Iran’s FM to visit Qatar, Iraq on Sunday


The visit comes amid indirect talks between Washington and Tehran in Vienna in efforts to revive the 2015 nuclear deal.

Iran’s Foreign Minister Javad Zarif is expected to visit Qatar and Iraq on Sunday and is expected to meet several officials in the Gulf state, Tehran’s foreign ministry announced.

According to Iran’s Foreign Ministry spokesman Saeed Khatibzadeh, Zarif’s visit will be “in the framework of developing bilateral ties [and] regional and trans-regional talks”.

The meetings come amid indirect talks between the US and Iran in Vienna that hopes to restore the dubbed the Joint Comprehensive Plan of Action [JCPOA]. So far, the talks have seen signs of progress despite regional tensions triggered by an attack on Iran’s Natanz nuclear facility.

In February, Qatari Minister of Foreign Affairs Sheikh Mohammed bin Abdulrahman Al Thani said Doha will “spare no efforts” in ensuring that Tehran returns to the 2015 accord during senior-level meetings in Iran.

“We hope that with the return of the US to the nuclear deal as soon as possible, challenges and sanctions can be alleviated within the framework of the deal, and Qatar will not spare any efforts to make that happen,” Al Thani said during the first high-level talks in Tehran in February.

Read also: Qatar to ‘spare no efforts’ to help revive US-Iran nuclear deal

Last year, Qatar played a pivotal role as a key mediator in tensions between the US and Iran following the assassination of Iranian General Qassem Soleimani, which placed the region at the edge of military escalation.

Zarif’s visit also comes following a Financial Times report that said a meeting, reportedly brokered by Iraqi Prime Minister Mustafa Al-Kadhimi, was held on April 9th in Iraq where Saudi Arabia and Iran allegedly discussed the restoration of their ties.

Shortly after the announcement, Iran’s foreign ministry issued a statement to denounce “contradictory accounts” in the media.

“These news agencies have a long history of publishing rumours,” Khatibzadeh said at the time, though he confirmed Iran has “always welcomed” dialogue with Saudi Arabia.

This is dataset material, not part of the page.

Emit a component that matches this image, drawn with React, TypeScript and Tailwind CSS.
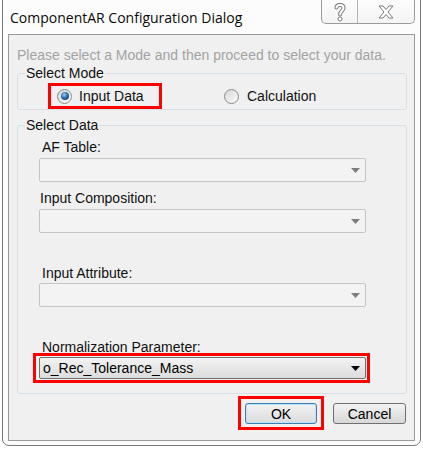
import React from 'react';

const Arrow = ({ color }: { color: string }) => (
  <svg width="9" height="5" viewBox="0 0 9 5">
    <path d="M0 0 H9 L4.5 5 Z" fill={color} />
  </svg>
);

const Combo = ({ value, active }: { value?: string; active?: boolean }) => (
  <div
    className={
      active
        ? 'flex h-[22px] w-[327px] items-center justify-between rounded-[2px] border border-[#707070] bg-gradient-to-b from-[#f3f3f3] to-[#dcdcdc] pl-[3px] pr-[5px]'
        : 'flex h-[24px] w-[327px] items-center justify-between rounded-[2px] border border-[#c4c4c4] bg-[#f3f3f3] pl-[3px] pr-[5px]'
    }
  >
    <span className="text-[14px] leading-[16px] text-black">{value}</span>
    <Arrow color={active ? '#000000' : '#7d7d7d'} />
  </div>
);

const Radio = ({ checked }: { checked?: boolean }) => (
  <span className="flex h-[15px] w-[15px] shrink-0 items-center justify-center rounded-full border border-[#8a8a8a] bg-gradient-to-br from-[#d8d8d8] to-[#fbfbfb]">
    {checked && (
      <span className="h-[8px] w-[8px] rounded-full bg-[radial-gradient(circle_at_40%_35%,#9fd3f7_0%,#2a6eaa_45%,#0d2a52_100%)]" />
    )}
  </span>
);

const Field = ({ label, ml = 'ml-[24px]', mt }: { label: string; ml?: string; mt: string }) => (
  <div className={`${mt} ${ml} text-[14px] leading-[16px] text-[#111]`}>{label}</div>
);

export default function App() {
  return (
    <div className="h-[450px] w-[423px] overflow-hidden bg-white font-['Liberation_Sans',Arial,sans-serif]">
      <div className="-mt-[8px] ml-[2px] flex h-[454px] w-[419px] flex-col rounded-[7px] border border-[#7a7a7a] bg-[#fcfcfc] px-[5px] pb-[4px]">
        {/* title bar */}
        <div className="flex h-[41px] shrink-0 items-start justify-between">
          <div className="pl-[2px] pt-[15px] font-['Open_Sans',sans-serif] text-[14px] leading-[19px] text-[#0a0a0a]">
            ComponentAR Configuration Dialog
          </div>
          <div className="-mt-[1px] flex h-[32px] rounded-b-[5px] border border-t-0 border-[#9c9c9c] bg-gradient-to-b from-[#ffffff] to-[#f4f4f4]">
            <div className="flex w-[36px] items-center justify-center border-r border-[#b4b4b4] pt-[10px]">
              <svg width="12" height="19" viewBox="0 0 12 19">
                <path
                  d="M2.5 4.5 C2.5 1 9.5 1 9.5 5 C9.5 8 6 8 6 11.5"
                  fill="none"
                  stroke="#7c7c7c"
                  strokeWidth="4"
                  strokeLinecap="round"
                />
                <path
                  d="M2.5 4.5 C2.5 1 9.5 1 9.5 5 C9.5 8 6 8 6 11.5"
                  fill="none"
                  stroke="#ffffff"
                  strokeWidth="2"
                  strokeLinecap="round"
                />
                <circle cx="6" cy="16" r="2" fill="#ffffff" stroke="#7c7c7c" strokeWidth="1" />
              </svg>
            </div>
            <div className="flex w-[56px] items-center justify-center pt-[8px]">
              <svg width="16" height="14" viewBox="0 0 16 14">
                <path
                  d="M1 1 H5 L8 4.5 L11 1 H15 L10 7 L15 13 H11 L8 9.5 L5 13 H1 L6 7 Z"
                  fill="#ffffff"
                  stroke="#7c7c7c"
                  strokeWidth="1"
                  strokeLinejoin="round"
                />
              </svg>
            </div>
          </div>
        </div>

        {/* client area */}
        <div className="flex h-[407px] shrink-0 flex-col border border-[#9a9a9a] bg-[#f0f0f0] text-[14px] leading-[16px]">
          <div className="ml-[8px] mt-[12px] text-[#a3a3a3]">
            Please select a Mode and then proceed to select your data.
          </div>

          <fieldset className="ml-[8px] mr-[7px] mt-[2px] rounded-[3px] border border-[#d5dfe5]">
            <legend className="ml-[7px] px-[1px] text-[#111]">Select Mode</legend>
            <div className="flex items-center">
              <div className="ml-[30px] mt-[2px] flex h-[26px] w-[114px] items-center border-[3px] border-[#ff0000] pl-[6px]">
                <Radio checked />
                <span className="ml-[7px] text-[#111]">Input Data</span>
              </div>
              <div className="ml-[62px] mt-[2px] flex items-center">
                <Radio />
                <span className="ml-[8px] text-[#111]">Calculation</span>
              </div>
            </div>
          </fieldset>

          <fieldset className="ml-[8px] mr-[7px] mt-[7px] rounded-[3px] border border-[#d5dfe5] pb-[10px]">
            <legend className="ml-[7px] px-[1px] text-[#111]">Select Data</legend>
            <Field label="AF Table:" mt="mt-[6px]" />
            <div className="ml-[21px] mt-[3px]">
              <Combo />
            </div>
            <Field label="Input Composition:" ml="ml-[22px]" mt="mt-[8px]" />
            <div className="ml-[21px] mt-[3px]">
              <Combo />
            </div>
            <Field label="Input Attribute:" mt="mt-[32px]" />
            <div className="ml-[21px] mt-[2px]">
              <Combo />
            </div>
            <Field label="Normalization Parameter:" mt="mt-[32px]" />
            <div className="-mt-[2px] ml-[15px] w-[337px] border-[3px] border-[#ff0000] py-[1px] pl-[3px]">
              <Combo value="o_Rec_Tolerance_Mass" active />
            </div>
          </fieldset>

          <div className="mr-[8px] mt-[2px] flex items-start justify-end">
            <div className="h-[34px] w-[86px] border-[3px] border-[#ff0000] px-[4px] pt-[4px]">
              <button className="flex h-[21px] w-[72px] items-center justify-center rounded-[3px] border border-[#3c7fb1] bg-gradient-to-b from-[#f2f2f2] to-[#dcdcdc] text-[14px] leading-[16px] text-black shadow-[inset_0_0_0_1px_#b8e0f6]">
                OK
              </button>
            </div>
            <button className="ml-[9px] mt-[7px] flex h-[21px] w-[73px] items-center justify-center rounded-[3px] border border-[#707070] bg-gradient-to-b from-[#f2f2f2] to-[#d8d8d8] text-[14px] leading-[16px] text-black">
              Cancel
            </button>
          </div>
        </div>
      </div>
    </div>
  );
}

Meanwhile, an Iraqi government official confirmed the meeting to AFP and a Western diplomat told the agency that he was “briefed in advance that talks would happen” with the “purpose to help broker a better relationship between Iran and Saudi and decrease tensions”.

Speaking to Reuters, a Middle East official said “the April meeting was a very constructive meeting during which many issues, mainly the Yemen crisis, and Iran’s nuclear deal were discussed.”

The Reuters report also said Saudi and Iranian officials are expected to hold further direct talks this month to discuss top regional issues, chief of which is Yemen.

Throughout the years-long feud between the two countries, Qatar has maintained cordial relations with the Islamic Republic. This was one of the main points of contention for the 2017 Gulf crisis, which saw Saudi Arabia, the United Arab Emirates, Bahrain and Egypt impose a blockade on Qatar.

Since the signing the historic Al-Ula accord on January 5th this year – which triggered the return of diplomatic ties between Qatar and the former blockading quartet – Doha has offered to mediate between Riyadh and Tehran.

“[W]e have consistently emphasised, the solution to our challenges lies in collaboration to jointly form a ‘strong region’: peaceful, stable, prosperous & free from global or regional hegemony,” Zarif said in a statement in January, responding to Qatar’s calls for inclusive regional dialogue.